For a play which backtracks on the psychosexual abuse of earlier Kane works, we still get lots of simulated sex, though it’s more of the writhing-solo-body variety than the wrestling matches other Kane plays can become. (Mark Ravenhill, Kane’s friend and fellow playwright to whom she dedicated Crave published version, described her play Blasted as “language and incident … squeezed into a poetic whole”).
The body movements here are illustration, not distinct from the dialogue. And that dialogue ranges from personal confessions to direct quotes from modern British poetry to allusions to biblical scripture and mythology. There’s no real narrative thrust, though some stray thoughts do connect during the short work into more complex statements.

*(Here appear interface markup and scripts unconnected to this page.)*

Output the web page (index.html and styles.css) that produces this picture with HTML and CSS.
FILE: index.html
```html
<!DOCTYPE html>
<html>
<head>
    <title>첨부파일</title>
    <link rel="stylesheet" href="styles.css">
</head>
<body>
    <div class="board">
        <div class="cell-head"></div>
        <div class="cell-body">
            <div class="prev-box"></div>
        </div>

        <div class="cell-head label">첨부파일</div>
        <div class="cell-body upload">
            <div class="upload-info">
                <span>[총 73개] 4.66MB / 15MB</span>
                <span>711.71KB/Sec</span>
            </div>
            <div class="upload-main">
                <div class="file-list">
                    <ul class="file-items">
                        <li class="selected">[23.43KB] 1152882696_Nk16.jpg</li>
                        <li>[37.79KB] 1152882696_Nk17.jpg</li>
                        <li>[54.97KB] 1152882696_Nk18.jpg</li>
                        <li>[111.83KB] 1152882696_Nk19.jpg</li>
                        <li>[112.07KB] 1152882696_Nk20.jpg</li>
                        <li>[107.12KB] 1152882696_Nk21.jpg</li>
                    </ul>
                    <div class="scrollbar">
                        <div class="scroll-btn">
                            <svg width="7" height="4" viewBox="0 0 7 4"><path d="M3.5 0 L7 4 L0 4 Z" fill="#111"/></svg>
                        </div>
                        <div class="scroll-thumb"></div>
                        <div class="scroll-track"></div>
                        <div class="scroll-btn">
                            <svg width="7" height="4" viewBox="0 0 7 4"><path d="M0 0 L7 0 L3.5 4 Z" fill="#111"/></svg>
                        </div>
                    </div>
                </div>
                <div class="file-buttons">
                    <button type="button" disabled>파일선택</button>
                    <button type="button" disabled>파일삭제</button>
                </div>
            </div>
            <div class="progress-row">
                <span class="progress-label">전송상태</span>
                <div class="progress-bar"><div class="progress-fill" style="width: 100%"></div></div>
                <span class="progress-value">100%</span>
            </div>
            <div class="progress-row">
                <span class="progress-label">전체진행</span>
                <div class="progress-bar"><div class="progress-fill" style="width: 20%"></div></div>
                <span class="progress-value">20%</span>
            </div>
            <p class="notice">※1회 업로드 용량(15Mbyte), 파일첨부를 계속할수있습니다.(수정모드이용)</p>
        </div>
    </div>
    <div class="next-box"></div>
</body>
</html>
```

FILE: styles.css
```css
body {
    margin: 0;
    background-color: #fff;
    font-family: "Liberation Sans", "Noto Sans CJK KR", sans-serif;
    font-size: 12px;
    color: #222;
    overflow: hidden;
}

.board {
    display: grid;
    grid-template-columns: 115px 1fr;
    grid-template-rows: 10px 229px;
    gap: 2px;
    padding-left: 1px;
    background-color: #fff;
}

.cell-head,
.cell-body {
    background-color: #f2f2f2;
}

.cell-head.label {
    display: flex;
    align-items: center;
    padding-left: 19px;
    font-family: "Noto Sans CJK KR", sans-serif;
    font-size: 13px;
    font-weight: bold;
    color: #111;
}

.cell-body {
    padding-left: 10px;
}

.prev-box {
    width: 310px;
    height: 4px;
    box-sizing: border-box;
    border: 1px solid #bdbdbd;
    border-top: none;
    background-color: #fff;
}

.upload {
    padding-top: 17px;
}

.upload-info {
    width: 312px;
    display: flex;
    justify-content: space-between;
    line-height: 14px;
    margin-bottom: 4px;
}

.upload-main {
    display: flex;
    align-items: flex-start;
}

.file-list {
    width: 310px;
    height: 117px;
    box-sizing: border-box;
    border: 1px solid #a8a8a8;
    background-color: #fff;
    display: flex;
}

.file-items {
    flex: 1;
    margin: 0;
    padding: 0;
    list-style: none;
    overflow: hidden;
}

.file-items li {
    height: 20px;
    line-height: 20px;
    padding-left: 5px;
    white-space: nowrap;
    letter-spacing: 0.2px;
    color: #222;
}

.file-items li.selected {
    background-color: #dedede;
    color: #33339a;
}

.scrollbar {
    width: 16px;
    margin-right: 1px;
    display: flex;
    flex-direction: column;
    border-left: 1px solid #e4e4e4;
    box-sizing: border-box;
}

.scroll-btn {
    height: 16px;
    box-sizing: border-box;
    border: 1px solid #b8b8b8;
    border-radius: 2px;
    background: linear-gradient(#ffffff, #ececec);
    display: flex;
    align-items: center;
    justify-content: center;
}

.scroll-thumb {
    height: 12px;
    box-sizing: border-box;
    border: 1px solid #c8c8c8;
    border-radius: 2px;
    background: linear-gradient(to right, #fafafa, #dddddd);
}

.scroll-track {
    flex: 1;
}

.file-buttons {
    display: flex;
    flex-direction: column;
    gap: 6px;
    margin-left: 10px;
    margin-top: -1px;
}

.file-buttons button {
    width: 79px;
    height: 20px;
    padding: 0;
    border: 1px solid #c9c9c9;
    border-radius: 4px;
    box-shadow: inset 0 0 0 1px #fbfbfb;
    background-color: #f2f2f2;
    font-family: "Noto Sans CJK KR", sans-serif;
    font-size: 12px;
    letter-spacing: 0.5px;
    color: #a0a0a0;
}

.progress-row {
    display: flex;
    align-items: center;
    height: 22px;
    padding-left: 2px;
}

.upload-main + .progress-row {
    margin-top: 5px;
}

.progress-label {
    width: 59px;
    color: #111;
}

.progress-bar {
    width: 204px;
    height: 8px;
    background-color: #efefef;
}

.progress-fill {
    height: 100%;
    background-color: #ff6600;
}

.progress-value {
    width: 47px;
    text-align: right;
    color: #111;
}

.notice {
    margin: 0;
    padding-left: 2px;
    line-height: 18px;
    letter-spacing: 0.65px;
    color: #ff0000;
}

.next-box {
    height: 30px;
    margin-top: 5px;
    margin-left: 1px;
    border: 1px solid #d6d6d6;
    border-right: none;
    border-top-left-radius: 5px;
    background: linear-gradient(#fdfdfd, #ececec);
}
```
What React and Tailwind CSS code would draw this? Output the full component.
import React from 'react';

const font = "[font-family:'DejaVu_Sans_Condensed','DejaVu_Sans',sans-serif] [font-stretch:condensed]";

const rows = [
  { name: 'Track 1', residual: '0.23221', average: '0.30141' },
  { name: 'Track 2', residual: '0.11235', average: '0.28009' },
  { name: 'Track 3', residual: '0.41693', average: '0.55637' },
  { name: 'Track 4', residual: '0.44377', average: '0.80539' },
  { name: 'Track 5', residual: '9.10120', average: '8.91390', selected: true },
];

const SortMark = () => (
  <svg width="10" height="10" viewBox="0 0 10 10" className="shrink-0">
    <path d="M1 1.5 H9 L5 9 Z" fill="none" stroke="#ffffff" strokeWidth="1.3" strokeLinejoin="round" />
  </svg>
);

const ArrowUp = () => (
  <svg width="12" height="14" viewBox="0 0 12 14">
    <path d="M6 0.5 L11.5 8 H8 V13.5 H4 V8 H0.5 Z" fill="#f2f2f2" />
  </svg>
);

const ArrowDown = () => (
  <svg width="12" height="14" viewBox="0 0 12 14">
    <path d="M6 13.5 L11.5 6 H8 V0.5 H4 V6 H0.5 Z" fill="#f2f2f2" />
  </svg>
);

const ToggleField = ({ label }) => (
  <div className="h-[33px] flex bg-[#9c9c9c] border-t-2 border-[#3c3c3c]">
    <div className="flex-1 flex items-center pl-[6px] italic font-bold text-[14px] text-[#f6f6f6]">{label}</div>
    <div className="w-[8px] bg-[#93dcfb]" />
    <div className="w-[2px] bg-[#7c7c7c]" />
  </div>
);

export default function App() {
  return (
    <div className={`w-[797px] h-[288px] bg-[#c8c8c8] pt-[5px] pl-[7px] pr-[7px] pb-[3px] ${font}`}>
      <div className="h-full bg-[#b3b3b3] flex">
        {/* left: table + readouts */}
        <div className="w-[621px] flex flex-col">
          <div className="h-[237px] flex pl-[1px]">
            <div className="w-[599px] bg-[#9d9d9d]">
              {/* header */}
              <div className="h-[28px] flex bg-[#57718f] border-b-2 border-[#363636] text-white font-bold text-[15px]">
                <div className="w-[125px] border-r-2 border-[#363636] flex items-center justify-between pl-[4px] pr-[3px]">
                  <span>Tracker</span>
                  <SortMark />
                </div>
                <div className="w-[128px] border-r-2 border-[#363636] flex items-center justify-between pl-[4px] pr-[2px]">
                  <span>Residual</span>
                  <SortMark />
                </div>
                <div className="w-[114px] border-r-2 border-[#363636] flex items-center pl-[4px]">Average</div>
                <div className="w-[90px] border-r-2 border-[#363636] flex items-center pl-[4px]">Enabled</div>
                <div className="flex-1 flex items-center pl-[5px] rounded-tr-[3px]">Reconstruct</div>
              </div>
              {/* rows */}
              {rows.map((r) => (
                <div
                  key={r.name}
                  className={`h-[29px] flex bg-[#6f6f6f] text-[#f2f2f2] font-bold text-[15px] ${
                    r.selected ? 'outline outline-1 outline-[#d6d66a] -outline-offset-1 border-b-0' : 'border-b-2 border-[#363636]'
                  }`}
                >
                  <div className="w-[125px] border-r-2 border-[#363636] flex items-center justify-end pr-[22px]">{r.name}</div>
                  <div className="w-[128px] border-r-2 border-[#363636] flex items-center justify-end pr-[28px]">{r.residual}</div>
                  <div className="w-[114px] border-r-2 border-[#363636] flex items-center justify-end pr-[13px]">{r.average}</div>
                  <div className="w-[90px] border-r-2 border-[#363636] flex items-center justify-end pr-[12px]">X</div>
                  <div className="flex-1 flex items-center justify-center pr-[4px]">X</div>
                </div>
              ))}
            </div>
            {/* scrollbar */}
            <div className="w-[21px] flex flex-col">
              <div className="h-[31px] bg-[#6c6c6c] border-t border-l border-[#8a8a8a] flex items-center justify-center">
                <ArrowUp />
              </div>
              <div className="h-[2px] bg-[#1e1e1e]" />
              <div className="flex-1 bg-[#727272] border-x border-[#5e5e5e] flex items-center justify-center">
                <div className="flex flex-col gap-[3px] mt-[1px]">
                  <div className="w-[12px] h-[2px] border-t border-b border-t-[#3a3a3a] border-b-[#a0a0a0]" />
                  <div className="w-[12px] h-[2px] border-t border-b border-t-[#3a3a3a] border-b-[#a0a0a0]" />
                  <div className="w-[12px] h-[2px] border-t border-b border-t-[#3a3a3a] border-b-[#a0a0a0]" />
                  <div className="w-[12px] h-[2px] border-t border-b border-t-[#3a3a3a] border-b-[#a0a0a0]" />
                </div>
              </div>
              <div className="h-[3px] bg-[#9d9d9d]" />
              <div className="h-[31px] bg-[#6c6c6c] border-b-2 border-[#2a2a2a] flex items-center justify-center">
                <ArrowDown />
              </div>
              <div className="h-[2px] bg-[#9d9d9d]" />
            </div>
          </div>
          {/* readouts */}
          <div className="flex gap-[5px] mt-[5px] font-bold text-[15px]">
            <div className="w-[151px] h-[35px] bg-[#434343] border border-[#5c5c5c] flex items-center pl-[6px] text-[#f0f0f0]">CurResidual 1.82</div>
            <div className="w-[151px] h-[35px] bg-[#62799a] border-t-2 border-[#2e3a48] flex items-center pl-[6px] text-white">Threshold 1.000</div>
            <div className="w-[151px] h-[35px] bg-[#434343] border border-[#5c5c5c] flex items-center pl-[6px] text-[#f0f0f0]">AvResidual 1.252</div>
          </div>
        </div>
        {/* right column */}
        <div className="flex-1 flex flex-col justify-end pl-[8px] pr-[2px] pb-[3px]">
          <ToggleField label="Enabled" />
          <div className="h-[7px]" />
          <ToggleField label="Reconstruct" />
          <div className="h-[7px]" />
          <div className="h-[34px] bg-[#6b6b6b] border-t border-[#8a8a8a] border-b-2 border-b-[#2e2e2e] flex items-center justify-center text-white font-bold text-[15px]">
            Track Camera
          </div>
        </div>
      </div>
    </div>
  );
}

I love that the actors chose not to go with hokey British accents, using their strong plain speaking voices instead. But it raises another problem, since the more realistic stretches of dialogue are peppered with words like “fag” (as in cigarette) and “arse” (as in ass), so instead of sounding natural these tracts sound as distant and unreal as the ancient or poetic bits.
Nothing rises to the promised sense of provocation, of self-realization, of onstage danger.
Which is fine with me. I didn’t need my soul to be battered at 11 p.m. last night. I was perfectly content to hear a clearly spoken collage of texts collected from a bemusing range of sources. I expect the four actors—a racially and tonally diverse ensemble that seems as intent on not connecting as connecting—may have gotten more out of this exercise than many audience members. I noticed lots of rolling eyes and shrugs when I attended, and even saw some downright scowls of distaste over moments which meant to shock and dismay but which came off to some as simply over-the-top and crass.
This particular production lacked the fluidity and stagecraft and urgency which I’ve come to expect from youthful productions of Sarah Kane plays. But if you follow the words of Crave and not the oft-distracting fill-in actions, there’s lots to take in.
Even when Sarah Kane doesn’t blister, she still gets under your skin.